Competition swimming is considered a top sport in the Netherlands where swimmers such as Pieter van den Hoogenband, Inge de Bruijn, and Ranomi Kromowidjojo have brought home Olympic success. All Dutch swimming records are ratified by the KNZB. Virtually all swim clubs of the Netherlands are member of the KNZB. Membership benefits include the right to participate in competitions, discounts to attend courses and liability insurance.

===Competitions===
There are two national competitions that the KNZB governs. They are:
- National Swim Competition
- KNZB Long Distance Circuit

The objective of the National Swim Competition is for all swim clubs affiliated with the KNZB to participate in a competition against other KNZB clubs with more or less equal strength.
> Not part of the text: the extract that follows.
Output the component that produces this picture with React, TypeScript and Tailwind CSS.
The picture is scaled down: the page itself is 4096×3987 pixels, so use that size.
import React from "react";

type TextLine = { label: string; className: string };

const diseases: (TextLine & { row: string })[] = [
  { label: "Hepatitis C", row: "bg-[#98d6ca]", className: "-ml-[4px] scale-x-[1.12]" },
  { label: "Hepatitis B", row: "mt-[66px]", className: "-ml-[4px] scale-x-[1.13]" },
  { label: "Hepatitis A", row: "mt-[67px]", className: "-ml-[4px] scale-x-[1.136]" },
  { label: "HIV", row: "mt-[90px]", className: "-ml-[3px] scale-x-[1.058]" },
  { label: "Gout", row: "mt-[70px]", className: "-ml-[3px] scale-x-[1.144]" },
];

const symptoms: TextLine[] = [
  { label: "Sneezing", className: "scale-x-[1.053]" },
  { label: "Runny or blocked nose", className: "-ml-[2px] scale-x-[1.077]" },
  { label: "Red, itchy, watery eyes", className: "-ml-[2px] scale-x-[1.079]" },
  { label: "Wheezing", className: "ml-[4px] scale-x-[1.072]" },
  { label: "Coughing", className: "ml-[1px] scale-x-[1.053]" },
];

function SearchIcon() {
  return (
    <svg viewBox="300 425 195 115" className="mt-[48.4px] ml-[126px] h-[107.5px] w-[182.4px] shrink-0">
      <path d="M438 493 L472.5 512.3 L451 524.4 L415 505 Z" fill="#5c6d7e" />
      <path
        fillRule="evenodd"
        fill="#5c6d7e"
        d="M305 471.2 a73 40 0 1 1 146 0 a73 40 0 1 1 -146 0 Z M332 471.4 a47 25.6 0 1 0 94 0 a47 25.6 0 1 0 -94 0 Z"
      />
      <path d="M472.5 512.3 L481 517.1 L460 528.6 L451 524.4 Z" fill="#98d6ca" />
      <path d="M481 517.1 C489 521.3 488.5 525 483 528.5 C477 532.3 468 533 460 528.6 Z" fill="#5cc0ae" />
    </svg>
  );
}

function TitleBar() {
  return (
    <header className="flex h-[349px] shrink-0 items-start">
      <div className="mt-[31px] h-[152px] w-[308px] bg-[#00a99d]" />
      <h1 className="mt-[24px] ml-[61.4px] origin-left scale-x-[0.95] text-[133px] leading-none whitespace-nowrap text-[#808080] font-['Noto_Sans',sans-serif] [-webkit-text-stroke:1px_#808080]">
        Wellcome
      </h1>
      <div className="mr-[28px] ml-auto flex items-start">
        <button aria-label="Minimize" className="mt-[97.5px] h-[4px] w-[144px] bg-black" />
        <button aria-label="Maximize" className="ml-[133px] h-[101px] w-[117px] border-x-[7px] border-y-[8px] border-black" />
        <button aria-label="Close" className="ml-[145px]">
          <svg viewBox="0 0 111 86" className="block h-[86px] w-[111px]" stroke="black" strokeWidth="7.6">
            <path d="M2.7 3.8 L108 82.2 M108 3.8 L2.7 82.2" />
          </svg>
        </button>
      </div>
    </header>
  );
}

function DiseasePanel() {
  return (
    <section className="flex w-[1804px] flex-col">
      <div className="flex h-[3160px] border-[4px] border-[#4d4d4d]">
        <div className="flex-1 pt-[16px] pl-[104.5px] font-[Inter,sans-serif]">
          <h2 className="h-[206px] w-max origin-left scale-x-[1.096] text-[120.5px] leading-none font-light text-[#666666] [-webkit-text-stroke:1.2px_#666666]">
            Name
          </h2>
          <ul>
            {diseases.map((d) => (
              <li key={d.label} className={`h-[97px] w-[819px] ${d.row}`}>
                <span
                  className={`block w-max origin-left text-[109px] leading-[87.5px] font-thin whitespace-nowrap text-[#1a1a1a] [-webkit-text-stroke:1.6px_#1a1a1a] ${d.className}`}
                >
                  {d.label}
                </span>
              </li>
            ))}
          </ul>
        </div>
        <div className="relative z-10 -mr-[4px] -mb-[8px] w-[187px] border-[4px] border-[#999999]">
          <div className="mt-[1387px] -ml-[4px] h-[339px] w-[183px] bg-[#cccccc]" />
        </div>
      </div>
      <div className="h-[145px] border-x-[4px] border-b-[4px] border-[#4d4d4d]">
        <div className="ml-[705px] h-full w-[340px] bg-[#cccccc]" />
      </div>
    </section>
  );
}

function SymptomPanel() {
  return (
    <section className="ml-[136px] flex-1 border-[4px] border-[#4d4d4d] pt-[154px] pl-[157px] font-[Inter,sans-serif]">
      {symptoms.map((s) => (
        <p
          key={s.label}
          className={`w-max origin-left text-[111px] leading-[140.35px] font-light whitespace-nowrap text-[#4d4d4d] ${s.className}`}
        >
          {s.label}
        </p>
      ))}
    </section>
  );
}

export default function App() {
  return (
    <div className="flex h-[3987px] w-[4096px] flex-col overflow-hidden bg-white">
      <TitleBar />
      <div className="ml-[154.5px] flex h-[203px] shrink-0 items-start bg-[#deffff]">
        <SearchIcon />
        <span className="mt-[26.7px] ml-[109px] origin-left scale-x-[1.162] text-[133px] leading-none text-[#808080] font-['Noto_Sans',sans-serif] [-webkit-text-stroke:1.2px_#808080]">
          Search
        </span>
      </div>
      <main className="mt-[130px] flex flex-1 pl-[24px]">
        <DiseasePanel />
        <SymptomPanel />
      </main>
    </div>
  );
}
The KNZB Long Distance Circuit is designed to simulate swimming over an extended length. The competition promotes swimmers to practice longer distances. Simplified regulations for the individual makes the competition more attractive.

===Officials===
In order to keep the games fair, all judges are trained under the material of the KNZB. This system uses a ladder style chart for grading officials. Where officials must meet certain requirements before they can move to the next level.
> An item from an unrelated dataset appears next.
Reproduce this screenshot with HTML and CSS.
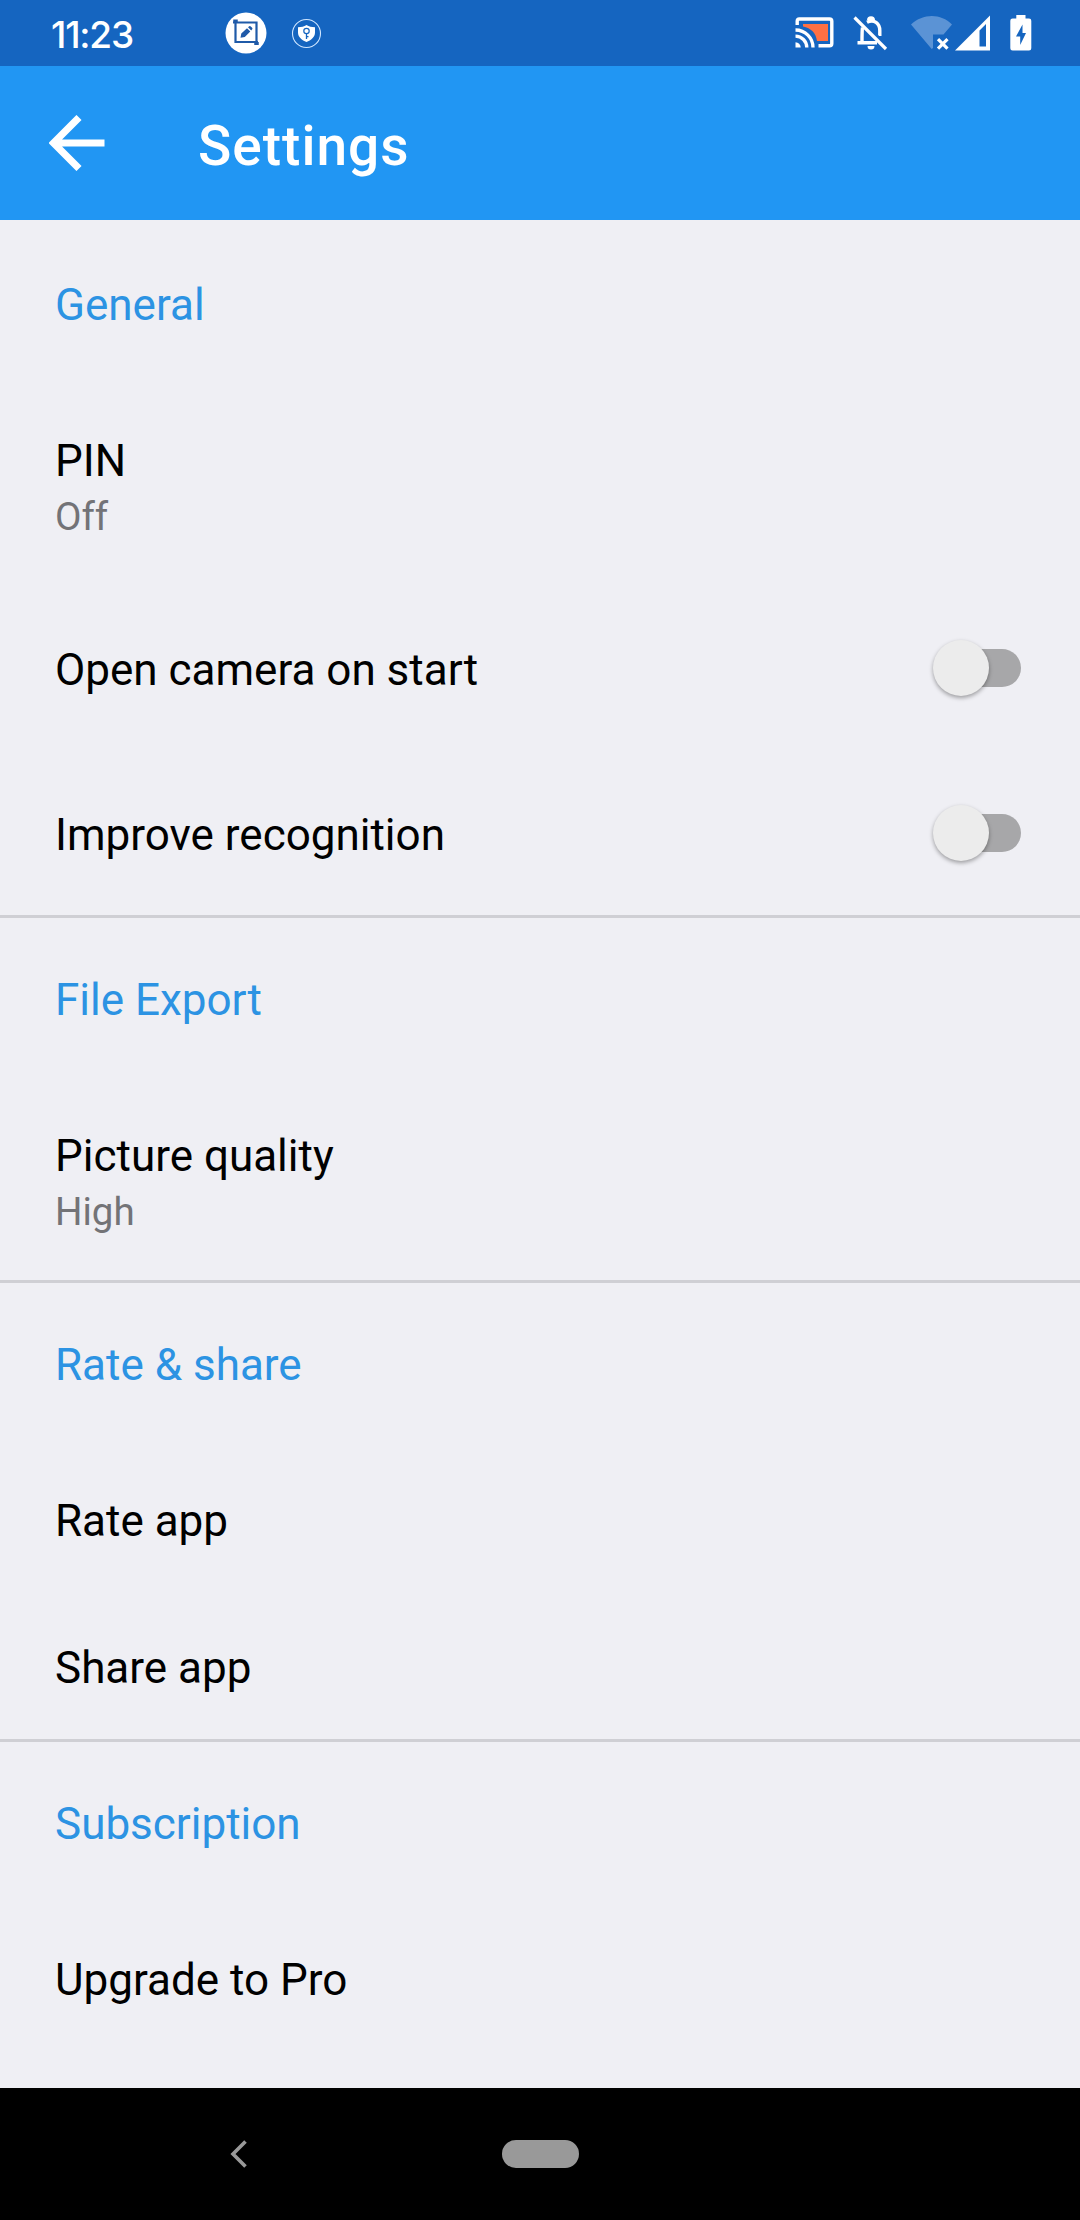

| Official | Qualification | Rights |
| Referee | 1 | The official holds the head power to the game. The official has the ability to disqualify participants and impose sanctions if necessary. In order to obtain this qualification, one must first obtain the 3, J and K qualifications. |
| Starter | 2 | The starter blows the whistle to start a race The official has the ability to call a false start. In order to obtain this qualification the person must be of 16 years of older. |
| Umpire | K | The official checks that all swimmers follow the regulations by walking alongside the swimmers. In order to obtain this qualification, one must first obtain the 3 and J qualifications. |
| Jury Secretary | J | The official processes the swum times into the computer and ensures the timers are working properly. In order to obtain this qualification the person must be of 16 years of older. |
| Turn Commissioner Time Keeper | 3 | An official with qualification 3 may function in both international and national competitions. In order to obtain this qualification, one must hold qualification 4 for over one year and have officiated 10 competitions or more. obtain the 3 and J qualifications. |
| 4 | The official checks that all swimmers follow the regulations on the turn. In order to obtain this qualification the person must be of 16 years of older at the time of the exam. |
Based on competition regulations (revised June 2011)

==Water Polo==
All water polo games that are associated with the KNZB are eligible to partake in the national league games. The league games determine the ranking of the club.

==Diving==
The KNZB currently has three competitions set up for diving, in which are:
- KNZB All In Competition
This competition is classified as the qualification NK-Al.
- KNZB Youth Competition
This competition is classified as the qualification NJK.